A group of high school seniors took to the streets – or at least the parking lots – to do their part in combating the ubiquitous plastic shopping bag, and to get others to pledge to do their parts as well, cleaning up the environment one shopper at a time.
The students, juniors at the Good Hope School, were distributing shopping bags made from recycled materials. The bags were free to anyone who wanted one. All the shoppers had to do was sign a pledge to use it when they go shopping, leaving at least a few of the store's plastic bags behind.
Thursday the kids were in the parking lot of Stop & Shop near Frederiksted. With the permission of the store's manager, Amad Abdelghani, they were offering the bags to customers coming into the store, and a lot of them were taking the colorful carriers.
Reusable shopping bags are better for the environment, several of the shoppers agreed as they carried their new totes into the store. Plastic, after all, lasts a long time in the environment; on a small island like St. Croix there's not that many places for it to go.
The bags also might help save a little money too.
“When the bag is full, the shopping's done,” said Barbara Emmanuel.
Store manager Abdelghani said the store uses “pallets and pallets” of the disposable plastic bags, tens of thousands every month. That costs the store money, a cost which, in turn, gets passed on to the consumer. So if people carried their groceries home in reusable bags they wouldn't just be “saving the Earth.” If enough people picked up the practice, they'd save a little money.
Shop & Stop, like so many stores on the island, sells reusable bags, and customers have to decide if they want to spend a couple of dollars now in the hopes of saving much more than money later. When the students offered them for free, the decision became easy, as shopper after shopper attested by signing the pledge and walking away with a bag,
The Good Hope juniors took over the project from the school's class of 2011, which started its drive to rid the island of disposable bags in 2008. According to teacher Ingrid Camacho, the class originally sold about 2,000, but this year's group decided to give away 2,500.
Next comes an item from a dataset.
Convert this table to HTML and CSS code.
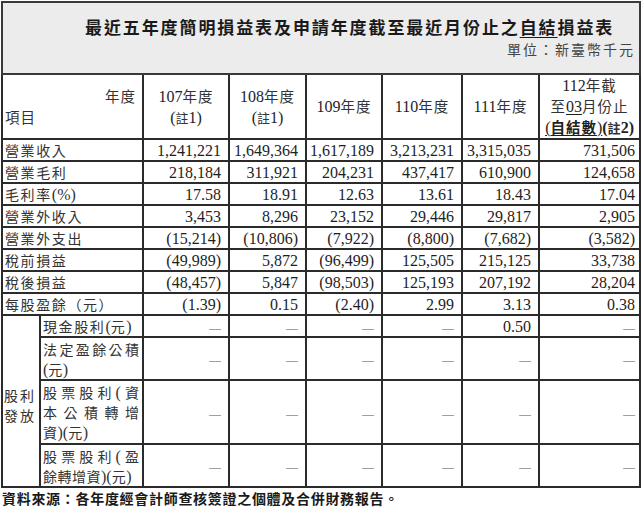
FILE: index.html
```html
<!DOCTYPE html>
<html lang="zh-Hant">
<head>
<meta charset="utf-8">
<title>最近五年度簡明損益表</title>
<link rel="stylesheet" href="styles.css">
</head>
<body>
<div class="page">
<table class="fin">
  <colgroup>
    <col class="c0a"><col class="c0b"><col class="c1"><col class="c2"><col class="c3"><col class="c4"><col class="c5"><col class="c6">
  </colgroup>
  <tr class="r-title">
    <td colspan="8" class="title-cell">
      <div class="ttl">最近五年度簡明損益表及申請年度截至最近月份止之<u>自結</u>損益表</div>
      <div class="unit">單位：新臺幣千元</div>
    </td>
  </tr>
  <tr class="r-head">
    <td colspan="2" class="hd0">
      <div class="hd-year"><span class="cj">年度</span></div>
      <div class="hd-item"><span class="cj">項目</span></div>
    </td>
    <td class="hd">107<span class="cj">年度</span><br>(<span class="cjs">註</span>1)</td>
    <td class="hd">108<span class="cj">年度</span><br>(<span class="cjs">註</span>1)</td>
    <td class="hd">109<span class="cj">年度</span></td>
    <td class="hd">110<span class="cj">年度</span></td>
    <td class="hd">111<span class="cj">年度</span></td>
    <td class="hd">112<span class="cj">年截</span><br><span class="cj">至</span><u>03</u><span class="cj">月份止</span><br><u>(<span class="cj b">自結數</span>)</u><b>(<span class="cjs">註</span>2)</b></td>
  </tr>
  <tr class="r"><td colspan="2" class="lb">營業收入</td><td>1,241,221</td><td>1,649,364</td><td>1,617,189</td><td>3,213,231</td><td>3,315,035</td><td>731,506</td></tr>
  <tr class="r"><td colspan="2" class="lb">營業毛利</td><td>218,184</td><td>311,921</td><td>204,231</td><td>437,417</td><td>610,900</td><td>124,658</td></tr>
  <tr class="r"><td colspan="2" class="lb">毛利率<span class="lat">(%)</span></td><td>17.58</td><td>18.91</td><td>12.63</td><td>13.61</td><td>18.43</td><td>17.04</td></tr>
  <tr class="r"><td colspan="2" class="lb">營業外收入</td><td>3,453</td><td>8,296</td><td>23,152</td><td>29,446</td><td>29,817</td><td>2,905</td></tr>
  <tr class="r"><td colspan="2" class="lb">營業外支出</td><td>(15,214)</td><td>(10,806)</td><td>(7,922)</td><td>(8,800)</td><td>(7,682)</td><td>(3,582)</td></tr>
  <tr class="r"><td colspan="2" class="lb">稅前損益</td><td>(49,989)</td><td>5,872</td><td>(96,499)</td><td>125,505</td><td>215,125</td><td>33,738</td></tr>
  <tr class="r"><td colspan="2" class="lb">稅後損益</td><td>(48,457)</td><td>5,847</td><td>(98,503)</td><td>125,193</td><td>207,192</td><td>28,204</td></tr>
  <tr class="r"><td colspan="2" class="lb">每股盈餘（元）</td><td>(1.39)</td><td>0.15</td><td>(2.40)</td><td>2.99</td><td>3.13</td><td>0.38</td></tr>
  <tr class="r">
    <td rowspan="4" class="div-lb">股利<br>發放</td>
    <td class="lb sub">現金股利<span class="lat">(</span>元<span class="lat">)</span></td>
    <td><span class="dash">—</span></td><td><span class="dash">—</span></td><td><span class="dash">—</span></td><td><span class="dash">—</span></td><td>0.50</td><td><span class="dash">—</span></td>
  </tr>
  <tr class="r2">
    <td class="lb sub"><span class="jl">法定盈餘公積</span><span class="ll"><span class="lat">(</span>元<span class="lat">)</span></span></td>
    <td><span class="dash">—</span></td><td><span class="dash">—</span></td><td><span class="dash">—</span></td><td><span class="dash">—</span></td><td><span class="dash">—</span></td><td><span class="dash">—</span></td>
  </tr>
  <tr class="r3">
    <td class="lb sub"><span class="jl">股票股利<span class="lat">(</span>資</span><span class="jl">本公積轉增</span><span class="ll">資<span class="lat">)(</span>元<span class="lat">)</span></span></td>
    <td><span class="dash">—</span></td><td><span class="dash">—</span></td><td><span class="dash">—</span></td><td><span class="dash">—</span></td><td><span class="dash">—</span></td><td><span class="dash">—</span></td>
  </tr>
  <tr class="r2b">
    <td class="lb sub"><span class="jl">股票股利<span class="lat">(</span>盈</span><span class="ll">餘轉增資<span class="lat">)(</span>元<span class="lat">)</span></span></td>
    <td><span class="dash">—</span></td><td><span class="dash">—</span></td><td><span class="dash">—</span></td><td><span class="dash">—</span></td><td><span class="dash">—</span></td><td><span class="dash">—</span></td>
  </tr>
</table>
<p class="source">資料來源：各年度經會計師查核簽證之個體及合併財務報告。</p>
</div>
</body>
</html>
```
FILE: styles.css
```css
html, body {
  margin: 0;
  padding: 0;
  background: #ffffff;
}
.page {
  padding: 1px 0 0 1px;
  width: 641px;
  font-family: "Liberation Serif", "Noto Sans CJK TC", serif;
  color: #1e1e1e;
}
.fin {
  border-collapse: collapse;
  table-layout: fixed;
  width: 640px;
  font-size: 16px;
}
.c0a { width: 38px; }
.c0b { width: 103px; }
.c1 { width: 86px; }
.c2 { width: 77px; }
.c3 { width: 76px; }
.c4 { width: 80px; }
.c5 { width: 77px; }
.c6 { width: 101px; }

.fin td {
  border: 2px solid #2b2b2b;
  padding: 0 7px 0 2px;
  text-align: right;
  vertical-align: middle;
  line-height: 19px;
  white-space: nowrap;
  overflow: hidden;
}
.fin td:last-child { padding-right: 4px; }

.r-title { height: 72px; }
.r-head { height: 65px; }
.r { height: 22px; }
.r2 { height: 43px; }
.r3 { height: 64px; }
.r2b { height: 43px; }

.fin td.title-cell {
  background: #ececec;
  vertical-align: top;
  text-align: left;
  padding: 12px 4px 0 82px;
  border-color: #3a3a3a;
}
.ttl {
  font-family: "Noto Sans CJK TC", sans-serif;
  font-size: 17px;
  font-weight: 700;
  letter-spacing: 1.9px;
  line-height: 24px;
  color: #1a1a1a;
}
.ttl u { text-underline-offset: 3px; }
.unit {
  font-family: "Noto Sans CJK TC", sans-serif;
  font-size: 14px;
  letter-spacing: 2px;
  line-height: 20px;
  text-align: right;
  color: #444;
}

.cj {
  font-family: "Noto Sans CJK TC", sans-serif;
  font-size: 14.5px;
  letter-spacing: 1px;
  line-height: 1;
  color: #333;
}
.cjs {
  font-family: "Noto Sans CJK TC", sans-serif;
  font-size: 13px;
  line-height: 1;
  color: #333;
}
.cj.b { font-weight: 700; color: #222; }

.fin td.hd {
  text-align: center;
  padding: 0 2px;
  line-height: 21px;
}
.fin td.hd u { text-underline-offset: 2px; }
.fin td.hd0 {
  text-align: left;
  padding: 0 6px 0 2px;
}
.hd-year { text-align: right; line-height: 21px; }
.hd-item { text-align: left; line-height: 21px; }

.fin td.lb {
  text-align: left;
  font-family: "Noto Sans CJK TC", sans-serif;
  font-size: 14px;
  letter-spacing: 1.6px;
  color: #333;
  padding: 0 2px 0 2px;
}
.lat {
  font-family: "Liberation Serif", serif;
  font-size: 16px;
  letter-spacing: 0;
  line-height: 1;
}
.fin td.sub {
  padding: 0 3px 0 2px;
  line-height: 20px;
}
.jl {
  display: block;
  text-align: justify;
  text-align-last: justify;
  letter-spacing: 0;
}
.ll {
  display: block;
  text-align: left;
  letter-spacing: 0.5px;
}
.fin td.div-lb {
  text-align: left;
  font-family: "Noto Sans CJK TC", sans-serif;
  font-size: 14px;
  letter-spacing: 2px;
  line-height: 20px;
  color: #333;
  padding: 8px 0 0 1px;
}
.dash {
  font-size: 12px;
  line-height: 1;
  color: #555;
}
.source {
  margin: 0;
  padding-left: 1px;
  font-family: "Noto Sans CJK TC", sans-serif;
  font-size: 14px;
  font-weight: 700;
  letter-spacing: 0.7px;
  line-height: 20px;
  color: #1a1a1a;
}
```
The students even appeared before the V.I. Senate a few years ago, Camacho said, pressing the lawmakers to ban disposable bags. They urged the senators to enact a six-month transition period in which grocery and convenience stores charged a small fee for each plastic bag, to drive home to shoppers how many bags they use. At the end of the period, the stores would no longer be able to give disposable bags away.
Though the senators praised the students for their effort, they declined to act on their suggestion. Camacho said only Sen. Shawn Michael Malone agreed to bring a bill, and he pursued a more stringent bill, which has never made it to a vote.
Once a shopper has a reusable bag – or two or three – they have to remember to carry them into the store and use them. That will take a little time, but it will happen, said student Jaleel Christopher.
“When people get used to doing it, it will become a habit,” he said.